• Record list
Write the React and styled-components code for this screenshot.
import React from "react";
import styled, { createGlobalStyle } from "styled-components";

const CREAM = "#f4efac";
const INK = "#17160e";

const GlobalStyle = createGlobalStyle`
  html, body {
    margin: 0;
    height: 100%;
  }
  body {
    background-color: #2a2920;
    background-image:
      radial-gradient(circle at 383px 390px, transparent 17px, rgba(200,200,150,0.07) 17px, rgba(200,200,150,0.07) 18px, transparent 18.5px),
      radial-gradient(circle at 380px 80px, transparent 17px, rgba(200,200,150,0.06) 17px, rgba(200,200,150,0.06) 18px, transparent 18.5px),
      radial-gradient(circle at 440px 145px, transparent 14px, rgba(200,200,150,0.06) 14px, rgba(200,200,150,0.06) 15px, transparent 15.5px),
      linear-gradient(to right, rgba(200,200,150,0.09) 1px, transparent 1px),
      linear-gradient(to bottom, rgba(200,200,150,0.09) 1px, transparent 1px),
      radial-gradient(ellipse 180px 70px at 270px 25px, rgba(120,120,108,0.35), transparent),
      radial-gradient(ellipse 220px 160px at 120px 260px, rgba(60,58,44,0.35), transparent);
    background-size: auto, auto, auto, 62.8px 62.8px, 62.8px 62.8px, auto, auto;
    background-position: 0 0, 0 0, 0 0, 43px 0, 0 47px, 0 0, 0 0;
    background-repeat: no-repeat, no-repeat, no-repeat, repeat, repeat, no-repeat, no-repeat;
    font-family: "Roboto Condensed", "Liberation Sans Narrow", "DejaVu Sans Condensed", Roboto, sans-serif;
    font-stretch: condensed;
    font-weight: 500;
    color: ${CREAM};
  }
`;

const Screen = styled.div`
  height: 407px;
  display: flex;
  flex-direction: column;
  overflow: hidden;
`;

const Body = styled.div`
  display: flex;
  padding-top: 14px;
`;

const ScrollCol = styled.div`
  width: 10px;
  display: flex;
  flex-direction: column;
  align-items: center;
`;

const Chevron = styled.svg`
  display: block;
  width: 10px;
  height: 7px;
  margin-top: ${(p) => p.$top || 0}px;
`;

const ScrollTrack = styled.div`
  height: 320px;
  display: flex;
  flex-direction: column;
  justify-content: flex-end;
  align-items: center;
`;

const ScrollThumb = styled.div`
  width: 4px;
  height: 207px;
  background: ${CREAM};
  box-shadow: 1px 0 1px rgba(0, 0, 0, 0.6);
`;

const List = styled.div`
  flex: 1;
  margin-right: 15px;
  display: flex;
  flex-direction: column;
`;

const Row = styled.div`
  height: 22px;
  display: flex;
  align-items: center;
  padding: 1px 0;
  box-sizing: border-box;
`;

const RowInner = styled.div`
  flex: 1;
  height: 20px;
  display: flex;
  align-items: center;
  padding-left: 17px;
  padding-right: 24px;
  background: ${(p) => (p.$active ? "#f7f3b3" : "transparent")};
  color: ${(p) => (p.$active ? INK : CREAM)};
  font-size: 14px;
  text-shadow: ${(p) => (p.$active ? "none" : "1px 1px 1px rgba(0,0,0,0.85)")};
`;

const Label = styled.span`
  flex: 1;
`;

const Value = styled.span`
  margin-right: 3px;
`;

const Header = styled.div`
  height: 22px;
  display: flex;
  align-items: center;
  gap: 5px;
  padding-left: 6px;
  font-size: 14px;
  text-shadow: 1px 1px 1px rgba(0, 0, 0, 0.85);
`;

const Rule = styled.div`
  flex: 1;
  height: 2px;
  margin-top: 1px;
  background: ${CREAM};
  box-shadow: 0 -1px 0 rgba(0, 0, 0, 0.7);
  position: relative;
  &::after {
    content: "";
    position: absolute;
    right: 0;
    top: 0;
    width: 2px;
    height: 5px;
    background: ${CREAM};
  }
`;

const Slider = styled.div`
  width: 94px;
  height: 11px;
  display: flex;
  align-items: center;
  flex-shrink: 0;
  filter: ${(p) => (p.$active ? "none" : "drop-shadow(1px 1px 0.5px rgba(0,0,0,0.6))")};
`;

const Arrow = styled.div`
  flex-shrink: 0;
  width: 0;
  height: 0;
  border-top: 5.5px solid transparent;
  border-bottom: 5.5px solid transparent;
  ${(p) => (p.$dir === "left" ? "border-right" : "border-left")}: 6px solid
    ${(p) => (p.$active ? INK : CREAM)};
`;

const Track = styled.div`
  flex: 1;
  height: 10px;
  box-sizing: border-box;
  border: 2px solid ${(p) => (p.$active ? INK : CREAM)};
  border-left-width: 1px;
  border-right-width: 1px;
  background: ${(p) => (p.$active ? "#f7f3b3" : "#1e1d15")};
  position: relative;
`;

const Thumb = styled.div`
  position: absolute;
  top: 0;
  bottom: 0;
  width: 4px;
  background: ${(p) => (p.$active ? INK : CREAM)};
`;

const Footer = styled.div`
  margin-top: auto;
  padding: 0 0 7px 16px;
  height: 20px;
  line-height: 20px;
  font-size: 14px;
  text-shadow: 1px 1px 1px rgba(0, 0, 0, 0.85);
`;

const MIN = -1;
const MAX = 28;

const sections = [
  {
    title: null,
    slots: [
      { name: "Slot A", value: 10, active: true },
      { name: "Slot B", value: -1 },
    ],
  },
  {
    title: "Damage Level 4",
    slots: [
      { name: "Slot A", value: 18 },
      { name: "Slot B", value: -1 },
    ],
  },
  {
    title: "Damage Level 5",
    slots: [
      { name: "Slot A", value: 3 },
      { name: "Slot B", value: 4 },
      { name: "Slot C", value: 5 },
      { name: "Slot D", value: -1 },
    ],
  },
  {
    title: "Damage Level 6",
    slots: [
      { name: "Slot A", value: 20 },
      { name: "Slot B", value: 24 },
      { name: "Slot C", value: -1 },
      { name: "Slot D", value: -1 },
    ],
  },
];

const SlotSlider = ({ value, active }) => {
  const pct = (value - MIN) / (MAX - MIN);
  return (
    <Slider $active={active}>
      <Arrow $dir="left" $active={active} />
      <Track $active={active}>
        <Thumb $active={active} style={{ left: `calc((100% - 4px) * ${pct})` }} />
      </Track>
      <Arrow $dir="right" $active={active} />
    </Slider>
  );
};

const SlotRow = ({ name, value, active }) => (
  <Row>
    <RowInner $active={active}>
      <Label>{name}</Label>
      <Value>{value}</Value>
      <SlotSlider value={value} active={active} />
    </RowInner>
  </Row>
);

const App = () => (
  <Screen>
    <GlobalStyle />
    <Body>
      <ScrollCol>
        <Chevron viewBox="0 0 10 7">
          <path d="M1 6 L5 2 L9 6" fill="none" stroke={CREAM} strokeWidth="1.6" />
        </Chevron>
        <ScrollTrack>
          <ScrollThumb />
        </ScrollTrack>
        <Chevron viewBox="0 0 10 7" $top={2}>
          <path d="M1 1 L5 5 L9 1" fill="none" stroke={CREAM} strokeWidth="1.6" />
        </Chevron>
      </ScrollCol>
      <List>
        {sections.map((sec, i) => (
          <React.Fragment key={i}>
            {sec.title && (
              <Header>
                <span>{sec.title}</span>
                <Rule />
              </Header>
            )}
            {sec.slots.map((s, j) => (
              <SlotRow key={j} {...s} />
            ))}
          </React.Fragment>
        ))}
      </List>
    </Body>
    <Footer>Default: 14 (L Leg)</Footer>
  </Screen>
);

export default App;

--

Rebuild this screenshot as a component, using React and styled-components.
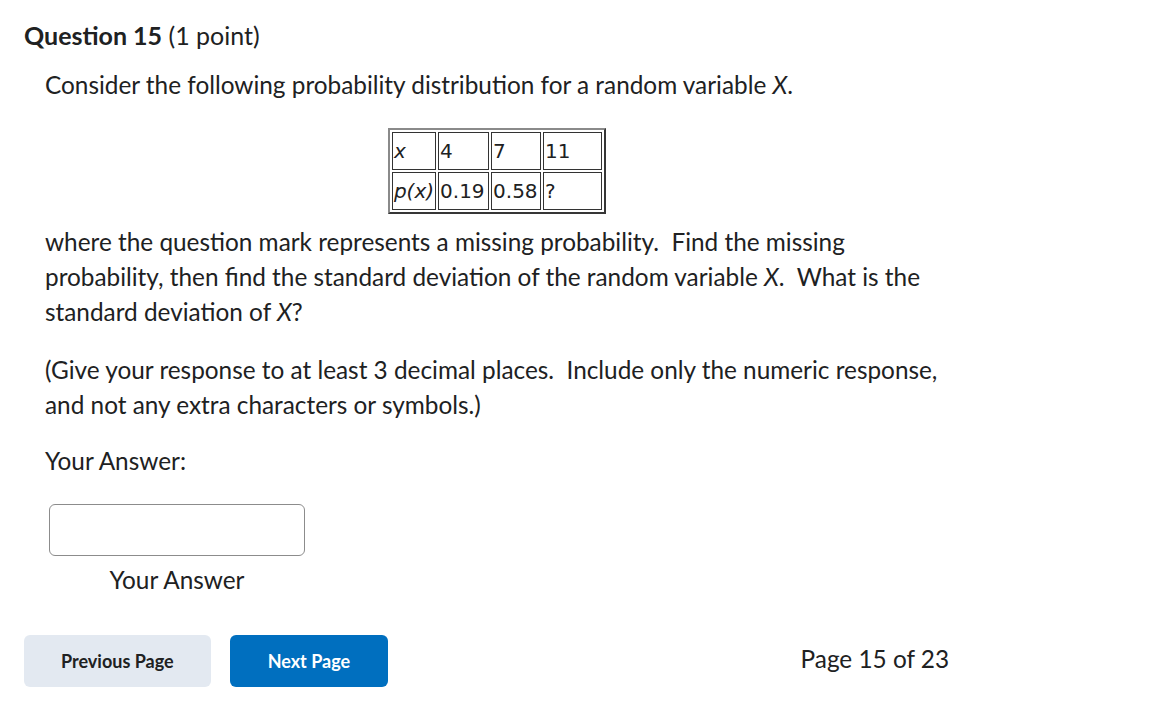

• Exercise details
Report how many lines of the data hold the string "React"; give only the number.

• Complete output
5